Something that’s dead as a doornail is pretty dead. How much more dead could you get than a doornail, right? But wait a second — doornails aren’t dead at all. Why are we comparing the deadest dead things to something that was never even alive in the first place? Why don’t we say “dead as a coffin nail” (which also isn’t dead, but is a little closer to deadness)?
Dead as a doornail is an idiom that means something is deceased or not alive. Super dead. Extremely not alive. You get it.
It can refer to things that are literally dead:
- That roadkill is dead as a doornail.
- My goldfish floated at the top of the bowl, dead as a doornail.
Or it can refer to things that are figuratively dead (or finished):
- After that bad text exchange, our friendship is dead as a doornail.
- Since the Wi-Fi was dead as a doornail, we couldn’t get online.
The beautiful alliteration of dead as a doornail makes it fun to say. But there are lots of words that start with “d”, such as donkey, daffodil, and duck — so why bring the doornail into this grim business?
Believe it or not, a dead doornail is actually a thing. It’s a medieval carpentry term for a nail that’s been “clinched” — hammered into a door with any protruding part hammered flat. It wasn’t going anywhere, making the doornail “dead” and unfit for future use. Much like that goldfish floating in the bowl.
The figurative expression dead as a doornail first appeared in print in the 14th century, in the poem “Guillaume de Palerne” (a werewolf story that’s appropriately spooky for the phrase).
Bi a schort time, I am ded as dore-nail — now do al pi wille!
The most famous example of dead as a doornail may be from the second sentence of A Christmas Carol by Charles Dickens (“Old Marley was as dead as a door-nail”), after which the speaker admits that a coffin nail is a possibly a better image than doornail:
Mind! I don’t mean to say that I know, of my own knowledge, what there is particularly dead about a door-nail.
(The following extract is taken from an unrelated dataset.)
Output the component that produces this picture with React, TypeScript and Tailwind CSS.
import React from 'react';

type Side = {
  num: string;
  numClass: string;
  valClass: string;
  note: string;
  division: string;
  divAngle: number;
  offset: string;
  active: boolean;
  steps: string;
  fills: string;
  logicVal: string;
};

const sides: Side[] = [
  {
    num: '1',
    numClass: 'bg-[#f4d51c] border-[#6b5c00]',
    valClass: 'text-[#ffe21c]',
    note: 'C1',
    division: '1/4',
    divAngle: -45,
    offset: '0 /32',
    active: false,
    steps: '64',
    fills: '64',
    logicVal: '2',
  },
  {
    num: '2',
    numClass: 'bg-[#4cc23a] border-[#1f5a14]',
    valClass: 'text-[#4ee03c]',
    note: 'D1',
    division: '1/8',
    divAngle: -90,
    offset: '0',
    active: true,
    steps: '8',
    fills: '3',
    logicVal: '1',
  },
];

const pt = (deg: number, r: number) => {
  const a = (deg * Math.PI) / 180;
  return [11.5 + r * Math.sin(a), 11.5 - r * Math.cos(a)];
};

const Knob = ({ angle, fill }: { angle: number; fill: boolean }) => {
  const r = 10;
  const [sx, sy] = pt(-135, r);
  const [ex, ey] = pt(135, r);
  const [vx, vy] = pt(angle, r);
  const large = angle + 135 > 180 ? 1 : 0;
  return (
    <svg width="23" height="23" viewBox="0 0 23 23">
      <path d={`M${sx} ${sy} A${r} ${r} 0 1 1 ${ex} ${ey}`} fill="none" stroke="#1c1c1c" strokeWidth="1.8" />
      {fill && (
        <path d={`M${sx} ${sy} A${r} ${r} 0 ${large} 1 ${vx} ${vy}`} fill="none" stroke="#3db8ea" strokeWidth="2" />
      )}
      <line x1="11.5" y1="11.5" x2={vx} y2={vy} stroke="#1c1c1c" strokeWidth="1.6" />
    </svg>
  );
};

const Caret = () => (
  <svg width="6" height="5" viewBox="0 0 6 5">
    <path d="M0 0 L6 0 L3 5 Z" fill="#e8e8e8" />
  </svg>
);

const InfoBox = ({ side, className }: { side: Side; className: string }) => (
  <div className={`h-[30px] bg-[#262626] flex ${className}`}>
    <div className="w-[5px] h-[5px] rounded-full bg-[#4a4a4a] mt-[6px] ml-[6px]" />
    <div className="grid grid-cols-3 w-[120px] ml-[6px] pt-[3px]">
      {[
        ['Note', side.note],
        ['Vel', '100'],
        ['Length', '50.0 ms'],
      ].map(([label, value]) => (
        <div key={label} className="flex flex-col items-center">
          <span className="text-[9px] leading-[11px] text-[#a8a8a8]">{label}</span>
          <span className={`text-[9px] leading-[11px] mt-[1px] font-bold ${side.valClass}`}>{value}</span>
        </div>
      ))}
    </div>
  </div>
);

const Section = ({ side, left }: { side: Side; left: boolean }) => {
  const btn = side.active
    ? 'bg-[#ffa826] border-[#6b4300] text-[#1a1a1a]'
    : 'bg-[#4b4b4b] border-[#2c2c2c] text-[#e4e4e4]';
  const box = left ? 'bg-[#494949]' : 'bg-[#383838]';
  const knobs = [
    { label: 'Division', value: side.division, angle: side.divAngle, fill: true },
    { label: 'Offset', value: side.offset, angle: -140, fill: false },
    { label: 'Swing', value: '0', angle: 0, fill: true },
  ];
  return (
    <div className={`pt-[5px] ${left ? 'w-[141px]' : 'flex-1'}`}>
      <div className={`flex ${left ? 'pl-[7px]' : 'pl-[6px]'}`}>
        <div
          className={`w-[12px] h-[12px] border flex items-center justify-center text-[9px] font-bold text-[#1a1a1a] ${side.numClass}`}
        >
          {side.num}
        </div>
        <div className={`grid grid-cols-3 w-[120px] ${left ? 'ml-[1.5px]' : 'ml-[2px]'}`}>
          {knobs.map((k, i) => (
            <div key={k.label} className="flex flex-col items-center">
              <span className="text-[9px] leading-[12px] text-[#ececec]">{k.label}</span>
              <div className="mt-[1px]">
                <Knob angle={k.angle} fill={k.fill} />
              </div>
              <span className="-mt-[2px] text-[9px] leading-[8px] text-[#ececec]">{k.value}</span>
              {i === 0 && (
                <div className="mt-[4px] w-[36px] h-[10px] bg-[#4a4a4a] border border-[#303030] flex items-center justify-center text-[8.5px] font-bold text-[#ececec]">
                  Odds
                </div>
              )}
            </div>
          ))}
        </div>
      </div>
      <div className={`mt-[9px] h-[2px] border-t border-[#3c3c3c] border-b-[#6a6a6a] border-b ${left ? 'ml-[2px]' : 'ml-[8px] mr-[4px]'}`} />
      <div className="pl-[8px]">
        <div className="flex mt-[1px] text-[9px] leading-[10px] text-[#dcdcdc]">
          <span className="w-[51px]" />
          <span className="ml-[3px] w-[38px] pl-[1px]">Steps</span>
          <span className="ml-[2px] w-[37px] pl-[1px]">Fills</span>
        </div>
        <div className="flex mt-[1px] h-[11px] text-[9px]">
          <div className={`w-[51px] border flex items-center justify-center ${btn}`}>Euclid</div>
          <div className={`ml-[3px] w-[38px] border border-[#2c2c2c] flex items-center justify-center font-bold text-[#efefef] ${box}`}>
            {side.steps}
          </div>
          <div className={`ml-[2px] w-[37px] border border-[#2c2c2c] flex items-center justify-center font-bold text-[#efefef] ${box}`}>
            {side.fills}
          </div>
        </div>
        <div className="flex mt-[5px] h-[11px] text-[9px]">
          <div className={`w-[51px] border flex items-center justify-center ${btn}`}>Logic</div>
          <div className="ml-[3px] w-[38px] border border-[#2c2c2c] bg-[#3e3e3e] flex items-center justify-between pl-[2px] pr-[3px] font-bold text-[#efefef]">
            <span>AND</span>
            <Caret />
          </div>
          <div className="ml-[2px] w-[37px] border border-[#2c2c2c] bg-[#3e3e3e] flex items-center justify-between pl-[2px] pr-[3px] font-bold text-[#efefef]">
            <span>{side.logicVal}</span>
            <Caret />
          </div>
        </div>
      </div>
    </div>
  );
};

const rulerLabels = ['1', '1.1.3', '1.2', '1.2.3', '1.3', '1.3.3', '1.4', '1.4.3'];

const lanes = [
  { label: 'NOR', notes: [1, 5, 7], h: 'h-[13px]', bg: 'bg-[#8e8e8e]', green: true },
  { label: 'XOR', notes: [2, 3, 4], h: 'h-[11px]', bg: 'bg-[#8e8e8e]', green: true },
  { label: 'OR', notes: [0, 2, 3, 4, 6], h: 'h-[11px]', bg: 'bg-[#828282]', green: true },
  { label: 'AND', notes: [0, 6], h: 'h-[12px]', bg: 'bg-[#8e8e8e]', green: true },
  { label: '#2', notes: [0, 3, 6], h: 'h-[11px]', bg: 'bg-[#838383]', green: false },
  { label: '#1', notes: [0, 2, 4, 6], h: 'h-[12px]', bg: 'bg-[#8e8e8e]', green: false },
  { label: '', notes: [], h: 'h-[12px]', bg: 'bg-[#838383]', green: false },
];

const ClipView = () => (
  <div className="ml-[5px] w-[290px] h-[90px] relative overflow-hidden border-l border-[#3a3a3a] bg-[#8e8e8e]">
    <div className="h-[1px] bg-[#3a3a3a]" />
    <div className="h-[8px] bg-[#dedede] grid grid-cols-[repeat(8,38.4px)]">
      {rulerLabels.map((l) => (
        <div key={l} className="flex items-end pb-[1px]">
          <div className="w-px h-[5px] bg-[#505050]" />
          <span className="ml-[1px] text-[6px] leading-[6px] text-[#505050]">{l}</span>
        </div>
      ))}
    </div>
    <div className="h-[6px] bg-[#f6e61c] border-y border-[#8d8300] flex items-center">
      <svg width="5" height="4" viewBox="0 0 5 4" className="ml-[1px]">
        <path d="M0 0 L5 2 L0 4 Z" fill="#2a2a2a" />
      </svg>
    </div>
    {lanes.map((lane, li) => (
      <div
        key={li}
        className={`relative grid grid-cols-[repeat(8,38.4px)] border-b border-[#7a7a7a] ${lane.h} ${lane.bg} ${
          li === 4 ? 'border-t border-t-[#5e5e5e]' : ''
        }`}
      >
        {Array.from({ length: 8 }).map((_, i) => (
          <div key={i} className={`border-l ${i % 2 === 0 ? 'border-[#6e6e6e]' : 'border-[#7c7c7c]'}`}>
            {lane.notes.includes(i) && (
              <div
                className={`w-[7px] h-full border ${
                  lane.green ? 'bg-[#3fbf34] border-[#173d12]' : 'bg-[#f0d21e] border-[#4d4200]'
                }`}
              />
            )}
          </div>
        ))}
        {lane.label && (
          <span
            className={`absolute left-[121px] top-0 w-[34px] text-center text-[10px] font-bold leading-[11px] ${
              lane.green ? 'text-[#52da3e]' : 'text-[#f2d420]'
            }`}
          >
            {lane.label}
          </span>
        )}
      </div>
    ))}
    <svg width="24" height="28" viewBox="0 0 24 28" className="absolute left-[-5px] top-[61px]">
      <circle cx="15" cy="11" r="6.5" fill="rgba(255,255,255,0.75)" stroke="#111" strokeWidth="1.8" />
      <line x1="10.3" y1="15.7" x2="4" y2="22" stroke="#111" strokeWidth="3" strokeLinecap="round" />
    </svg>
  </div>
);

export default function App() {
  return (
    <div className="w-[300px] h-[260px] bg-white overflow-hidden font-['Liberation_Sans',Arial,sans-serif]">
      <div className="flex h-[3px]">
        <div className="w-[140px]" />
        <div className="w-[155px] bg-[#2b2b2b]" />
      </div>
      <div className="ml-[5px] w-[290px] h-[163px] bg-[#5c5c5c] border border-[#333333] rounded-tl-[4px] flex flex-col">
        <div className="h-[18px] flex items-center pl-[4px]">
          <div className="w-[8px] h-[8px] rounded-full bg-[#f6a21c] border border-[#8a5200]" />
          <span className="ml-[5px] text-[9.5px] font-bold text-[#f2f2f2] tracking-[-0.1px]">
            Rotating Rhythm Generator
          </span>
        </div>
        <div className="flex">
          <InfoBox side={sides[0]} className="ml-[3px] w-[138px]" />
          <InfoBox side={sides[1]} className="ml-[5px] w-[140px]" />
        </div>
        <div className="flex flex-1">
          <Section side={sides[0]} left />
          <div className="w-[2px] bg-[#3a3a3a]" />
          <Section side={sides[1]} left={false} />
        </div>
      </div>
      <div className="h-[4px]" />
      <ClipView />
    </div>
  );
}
I might have been inclined, myself, to regard a coffin-nail as the deadest piece of ironmongery in the trade. But the wisdom of our ancestors is in the simile; and my unhallowed hands shall not disturb it, or the Country’s done for. You will therefore permit me to repeat, emphatically, that Marley was as dead as a door-nail.
Dead as a doornail is a common expression in other examples of literature as well.
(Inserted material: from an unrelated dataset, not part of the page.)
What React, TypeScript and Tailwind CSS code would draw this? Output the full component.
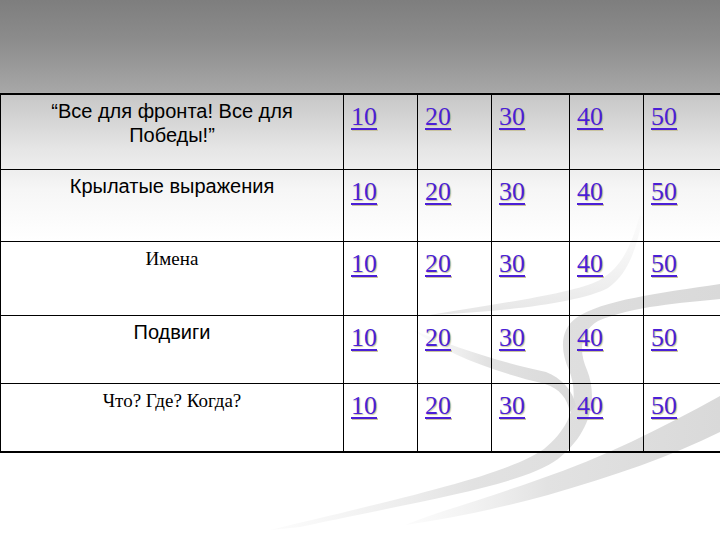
import React from 'react';

// Quiz board slide: category column plus five point-value links per row.
const rows = [
  { label: '“Все для фронта! Все для Победы!”', font: 'sans' },
  { label: 'Крылатые выражения', font: 'sans' },
  { label: 'Имена', font: 'serif' },
  { label: 'Подвиги', font: 'sans' },
  { label: 'Что? Где? Когда?', font: 'serif' },
];

const points = [10, 20, 30, 40, 50];
const heights = ['h-[75px]', 'h-[72px]', 'h-[74px]', 'h-[68px]', 'h-[69px]'];

function Swoosh() {
  // Template decoration in the lower right — pale grey ribbons.
  return (
    <svg
      aria-hidden
      className="absolute inset-0 pointer-events-none"
      width="720"
      height="540"
      viewBox="0 0 720 540"
    >
      <defs>
        <linearGradient id="rib" x1="0" y1="0" x2="1" y2="0">
          <stop offset="0" stopColor="#eeeeee" stopOpacity="0.2" />
          <stop offset="0.45" stopColor="#e2e2e2" />
          <stop offset="1" stopColor="#d9d9d9" />
        </linearGradient>
        <linearGradient id="thin" x1="0" y1="1" x2="0" y2="0">
          <stop offset="0" stopColor="#e6e6e6" />
          <stop offset="1" stopColor="#f4f4f4" stopOpacity="0.3" />
        </linearGradient>
      </defs>
      <path
        d="M430,315 C500,303 572,294 600,280 C620,268 630,250 640,215 L643,217 C636,250 628,274 608,288 C580,303 500,312 430,315 Z"
        fill="url(#thin)"
      />
      <path
        d="M720,284 C660,293 602,300 576,318 C560,330 560,350 569,370 C579,395 574,425 544,449 C508,474 420,494 270,530 L300,527 C430,499 522,485 558,459 C594,430 597,395 587,370 C578,350 581,331 598,321 C633,306 682,303 720,299 Z"
        fill="url(#rib)"
      />
      <path
        d="M413,330 C445,352 486,370 545,384 C560,389 567,398 570,412 L576,406 C573,390 561,378 546,372 C492,360 452,346 413,330 Z"
        fill="url(#rib)"
      />
      <path
        d="M720,396 C662,428 602,458 540,479 C490,497 440,511 405,525 C452,518 502,508 548,495 C614,476 672,456 720,432 Z"
        fill="url(#rib)"
      />
    </svg>
  );
}

export default function App() {
  return (
    <div className="relative w-[720px] h-[540px] overflow-hidden bg-[linear-gradient(180deg,#7e7e7e_0px,#8c8c8c_40px,#a7a7a7_92px,#c7c7c7_95px,#e6e6e6_150px,#f6f6f6_190px,#ffffff_240px)]">
      <Swoosh />
      <div className="relative pt-[93px]">
        <table className="w-[720px] border-collapse table-fixed border-y-2 border-black">
          <colgroup>
            <col className="w-[343px]" />
            <col className="w-[74px]" />
            <col className="w-[74px]" />
            <col className="w-[78px]" />
            <col className="w-[74px]" />
            <col className="w-[77px]" />
          </colgroup>
          <tbody>
            {rows.map((row, i) => (
              <tr key={row.label} className={heights[i]}>
                <td
                  className={
                    row.font === 'sans'
                      ? "border border-black align-top text-center px-4 pt-[4px] text-[20px] leading-[24px] text-black font-['Liberation_Sans',Arial,sans-serif]"
                      : "border border-black align-top text-center px-4 pt-[5px] text-[19px] leading-[23px] text-black font-['Liberation_Serif','Times_New_Roman',serif]"
                  }
                >
                  {row.label}
                </td>
                {points.map((p) => (
                  <td key={p} className="border border-black align-top pl-[7px] pt-[7px]">
                    <a
                      href="#"
                      className="text-[26px] leading-[30px] text-[#4b1fd6] underline decoration-2 underline-offset-[3px] font-['Liberation_Serif','Times_New_Roman',serif] [text-shadow:1px_1px_1px_#c9c3a0]"
                    >
                      {p}
                    </a>
                  </td>
                ))}
              </tr>
            ))}
          </tbody>
        </table>
      </div>
    </div>
  );
}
- “I have eat no meat these five days; yet, come thou and thy five men, and if I do not leave you all as dead as a door-nail, I pray God I may never eat grass more.” - King Henry VI by William Shakespeare
- “But when I get closer she opens her mouth and she's dead as a doornail.” - "Dead as a Doornail" by Claver Menezes
- "Replete with sparkling sherry, / That angels hov’ring round my cry, / When I lie dead as door-nail:" - "Free Imitation of a Latin Ode" by Walter de Mapes
- "This affair is dead as a doornail/ Hey, baby won't you let me go” - "Let Me Go" by The Rolling Stones
- "I've lost all I once had due to what I can't tell. / I'm dead as a doornail." - "Where Were You" by A. Hemmati
If dead as a doornail isn’t what you’re looking for, try out these other idioms for a (figurative) near-death experience.
- dead in the water - never even started
- dead meat - in trouble
- death by a thousand cuts - something painful and torturous
- death warmed up - feeling very sick or exhausted
- nail in the coffin - one step in someone’s inevitable downfall or failure
- over my dead body - very opposed to something
- to bite the dust - to die
- to buy the farm - to die
Note that metaphors about death aren’t the same as dead metaphors — metaphors that have become so common that we don’t even know what they mean anymore.